Written task: Show all lines from the data that include the word "styles".

Dataset excerpt:
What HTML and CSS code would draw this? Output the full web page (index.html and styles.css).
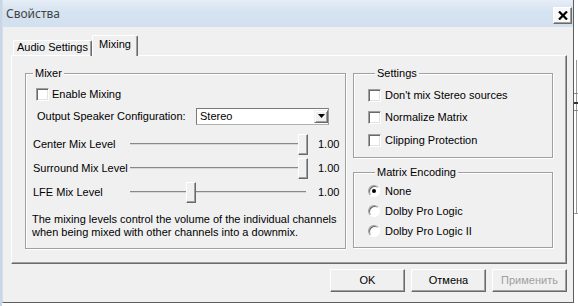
FILE: index.html
```html
<!DOCTYPE html>
<html>
<head>
  <meta charset="utf-8">
  <title>Свойства</title>
  <link rel="stylesheet" href="styles.css">
</head>
<body>
  <div class="desk">
    <div class="window">
      <div class="titlebar">
        <span class="title">Свойства</span>
        <button class="close" title="Закрыть">
          <svg width="10" height="9" viewBox="0 0 10 9"><path d="M1 0.5 L9 8.5 M9 0.5 L1 8.5" stroke="#000" stroke-width="2.2"/></svg>
        </button>
      </div>

      <div class="client">
        <div class="tabs">
          <div class="tab">Audio Settings</div>
          <div class="tab active">Mixing</div>
        </div>

        <div class="panel">
          <fieldset class="group mixer">
            <legend>Mixer</legend>
            <label class="check-row enable"><span class="checkbox"></span>Enable Mixing</label>
            <div class="config-row">
              <span class="config-label">Output Speaker Configuration:</span>
              <div class="combo">
                <span class="combo-value">Stereo</span>
                <span class="combo-btn">
                  <svg width="7" height="4" viewBox="0 0 7 4"><path d="M0 0 H7 L3.5 4 Z" fill="#000"/></svg>
                </span>
              </div>
            </div>
            <div class="slider-row first">
              <span class="slider-label">Center Mix Level</span>
              <div class="slider"><div class="track"></div><div class="thumb" style="left:168px"></div></div>
              <span class="slider-value">1.00</span>
            </div>
            <div class="slider-row">
              <span class="slider-label">Surround Mix Level</span>
              <div class="slider"><div class="track"></div><div class="thumb" style="left:168px"></div></div>
              <span class="slider-value">1.00</span>
            </div>
            <div class="slider-row">
              <span class="slider-label">LFE Mix Level</span>
              <div class="slider"><div class="track"></div><div class="thumb" style="left:56px"></div></div>
              <span class="slider-value">1.00</span>
            </div>
            <p class="note">The mixing levels control the volume of the individual channels<br>when being mixed with other channels into a downmix.</p>
          </fieldset>

          <div class="side">
            <fieldset class="group settings">
              <legend>Settings</legend>
              <label class="check-row"><span class="checkbox"></span>Don't mix Stereo sources</label>
              <label class="check-row"><span class="checkbox"></span>Normalize Matrix</label>
              <label class="check-row"><span class="checkbox"></span>Clipping Protection</label>
            </fieldset>
            <fieldset class="group matrix">
              <legend>Matrix Encoding</legend>
              <label class="radio-row"><span class="radio checked"></span>None</label>
              <label class="radio-row"><span class="radio"></span>Dolby Pro Logic</label>
              <label class="radio-row"><span class="radio"></span>Dolby Pro Logic II</label>
            </fieldset>
          </div>
        </div>

        <div class="buttons">
          <button class="btn">OK</button>
          <button class="btn">Отмена</button>
          <button class="btn" disabled>Применить</button>
        </div>
      </div>
    </div>
    <div class="behind"></div>
  </div>
</body>
</html>
```

FILE: styles.css
```css
* {
  margin: 0;
  padding: 0;
  box-sizing: border-box;
}

body {
  width: 578px;
  height: 306px;
  overflow: hidden;
  background: #fff;
  font: 11px/13px "Liberation Sans", Arial, sans-serif;
  color: #000;
}

button {
  font: inherit;
  color: inherit;
}

.desk {
  display: flex;
  height: 306px;
  background: linear-gradient(to right, #c8d6e6 0, #c8d6e6 2px, #fff 2px);
}

.window {
  width: 572px;
  height: 303px;
  margin-left: 2px;
  display: flex;
  flex-direction: column;
  background: #f0f0f0;
  border-left: 1px solid #d4dde8;
  border-right: 1px solid #5f5f5f;
  border-bottom: 1px solid #5f5f5f;
}

/* title bar */
.titlebar {
  height: 27px;
  flex-shrink: 0;
  display: flex;
  justify-content: space-between;
  padding-left: 3px;
  background: linear-gradient(#e6eef7, #d6e3f1 40%, #d2e0ef);
}

.title {
  font: 12px/27px "Noto Sans", "Open Sans", sans-serif;
  color: #444;
}

.close {
  width: 19px;
  height: 17px;
  margin: 7px 1px 0 0;
  display: flex;
  align-items: center;
  justify-content: center;
  background: #f8f8f8;
  border: 1px solid;
  border-color: #fff #6a6a6a #6a6a6a #fff;
  box-shadow: inset -1px -1px 0 #a0a0a0;
}

/* client area */
.client {
  flex: 1;
  padding: 8px 6px 0 8px;
}

.tabs {
  display: flex;
  align-items: flex-end;
  height: 21px;
  margin-left: 2px;
  margin-bottom: -1px;
  position: relative;
  z-index: 1;
}

.tab {
  width: 79px;
  height: 16px;
  text-align: center;
  border-top: 1px solid #fff;
  border-left: 1px solid #fff;
  border-right: 1px solid #696969;
  border-radius: 2px 2px 0 0;
  box-shadow: inset -1px 0 0 #a0a0a0;
}

.tab.active {
  width: 46px;
  height: 21px;
  padding-top: 2px;
  background: #f0f0f0;
}

.panel {
  width: 556px;
  height: 209px;
  display: flex;
  gap: 7px;
  padding: 11px 0 0 13px;
  border: 1px solid;
  border-color: #fff #696969 #696969 #fff;
  box-shadow: inset -1px -1px 0 #a0a0a0;
}

/* group boxes */
.group {
  min-width: 0;
  border: 1px solid #a0a0a0;
  box-shadow: inset 1px 1px 0 #fff, 1px 1px 0 #fff;
}

.group legend {
  margin-left: 7px;
  padding: 0 2px;
  line-height: 13px;
  background: #f0f0f0;
}

.mixer {
  width: 321px;
  height: 182px;
}

.side {
  width: 200px;
  display: flex;
  flex-direction: column;
  gap: 8px;
}

.settings {
  height: 91px;
  padding: 4px 0 0 14px;
}

.matrix {
  height: 82px;
  padding: 2px 0 0 14px;
}

/* checkboxes and radios */
.check-row {
  display: flex;
  align-items: center;
  height: 22.5px;
}

.enable {
  height: 20px;
  margin-top: 4px;
  padding-left: 10px;
}

.checkbox {
  width: 13px;
  height: 13px;
  margin-right: 4px;
  background: #fff;
  border: 1px solid;
  border-color: #a0a0a0 #fff #fff #a0a0a0;
  box-shadow: inset 1px 1px 0 #696969, inset -1px -1px 0 #e3e3e3;
}

.enable .checkbox {
  margin-right: 3px;
}

.radio-row {
  display: flex;
  align-items: center;
  height: 20px;
}

.radio {
  width: 12px;
  height: 12px;
  margin-right: 5px;
  border-radius: 50%;
  border: 1px solid;
  border-color: #a0a0a0 #fff #fff #a0a0a0;
  background: #fff;
  box-shadow: inset 1px 1px 0 #696969;
  display: flex;
  align-items: center;
  justify-content: center;
}

.radio.checked::after {
  content: "";
  width: 4px;
  height: 4px;
  border-radius: 50%;
  background: #000;
}

/* speaker configuration */
.config-row {
  display: flex;
  align-items: center;
  height: 24px;
  padding-left: 11px;
}

.config-label {
  width: 159px;
}

.combo {
  width: 133px;
  height: 17px;
  display: flex;
  background: #fff;
  border: 1px solid #7a7a7a;
  border-right-color: #9a9a9a;
  border-bottom-color: #b0b0b0;
}

.combo-value {
  flex: 1;
  padding-left: 3px;
  line-height: 15px;
}

.combo-btn {
  width: 14px;
  height: 13px;
  margin: 1px 0 0 0;
  display: flex;
  align-items: center;
  justify-content: center;
  background: #f0f0f0;
  border: 1px solid;
  border-color: #f0f0f0 #696969 #696969 #f0f0f0;
  box-shadow: inset 1px 1px 0 #fff, inset -1px -1px 0 #a0a0a0;
}

/* sliders */
.slider-row {
  display: flex;
  align-items: center;
  height: 24px;
  padding-left: 7px;
}

.slider-row.first {
  margin-top: 4px;
}

.slider-label {
  width: 97px;
}

.slider {
  width: 178px;
  height: 24px;
  position: relative;
  display: flex;
  align-items: center;
}

.track {
  width: 176px;
  height: 2px;
  border-top: 1px solid #888;
  border-bottom: 1px solid #d8d8d8;
}

.thumb {
  position: absolute;
  top: 2px;
  width: 10px;
  height: 21px;
  background: #f0f0f0;
  border: 1px solid;
  border-color: #fff #696969 #696969 #fff;
  box-shadow: inset -1px -1px 0 #a0a0a0;
}

.slider-value {
  margin-left: 10px;
}

.note {
  margin-top: 9px;
  padding-left: 6px;
  line-height: 13px;
}

/* dialog buttons */
.buttons {
  display: flex;
  justify-content: flex-end;
  gap: 6px;
  margin-top: 5px;
}

.btn {
  width: 75px;
  height: 23px;
  background: #f0f0f0;
  border: 1px solid;
  border-color: #fff #696969 #696969 #fff;
  box-shadow: inset -1px -1px 0 #a0a0a0;
}

.btn:disabled {
  color: #a0a0a0;
}

/* window behind the dialog */
.behind {
  width: 4px;
  height: 306px;
  background:
    linear-gradient(#333, #333) 0 102px / 4px 2px no-repeat,
    linear-gradient(#888, #888) 0 93px / 4px 1px no-repeat,
    linear-gradient(#888, #888) 0 110px / 4px 1px no-repeat,
    linear-gradient(#999, #999) 0 213px / 4px 1px no-repeat,
    linear-gradient(#999, #999) 2px 60px / 1px 153px no-repeat,
    #fff;
}
```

The completed task:
What HTML and CSS code would draw this? Output the full web page (index.html and styles.css).
  <link rel="stylesheet" href="styles.css">
FILE: styles.css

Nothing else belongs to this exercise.